Abstract

Due to the easy coarsening caused by poor thermal stability, the verified annealing-induced hardening in nanograined metals can only maintain at a relatively low-temperature range. In this study, a nanolaminated (CrCoNi)97.4Al0.8Ti1.8 medium-entropy alloy with an average lamellae thickness of ∼ 20 nm embedded by thinner nanotwins was fabricated by severe cold rolling to achieve superior thermal stability.

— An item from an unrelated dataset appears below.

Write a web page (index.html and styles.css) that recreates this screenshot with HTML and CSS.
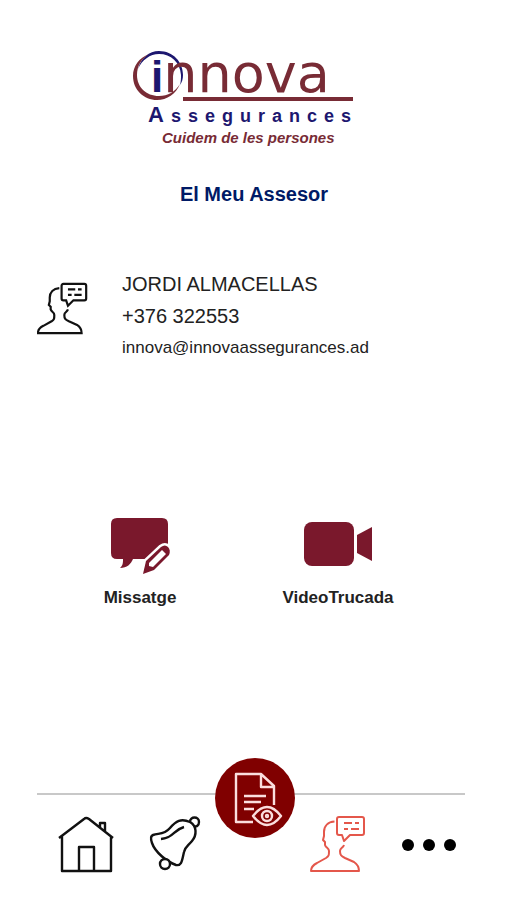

Compared with the conventional nanotwinned CrCoNi with nanotwins inside ultra-fined grains, the hierarchical nanolaminated-nanotwinned (CrCoNi)97.4Al0.8Ti1.8 exhibits a significant annealing-induced hardening effect, i.e., hardness increasing from ∼ 250 HV in the original specimen to ∼ 500 HV in the cold-rolled status and finally ∼ 630 HV after annealing at 600 °C for 1 h. Detailed microstructure characterizations reveal that the reduced dislocation density and formation of L12 ordered domain are mainly responsible for such hardening effect, which is facilitated by the effectively suppressed coarsening with annealing temperature, i.e., slow detwinning process and well-retained low-angle nanolamellar structure. The coarsening mechanisms from the cold-rolled nanolamellae to the fully recrystallized micro-equiaxed structures under the annealing temperatures ranging from 400 to 800 °C were also elucidated by atomic observations.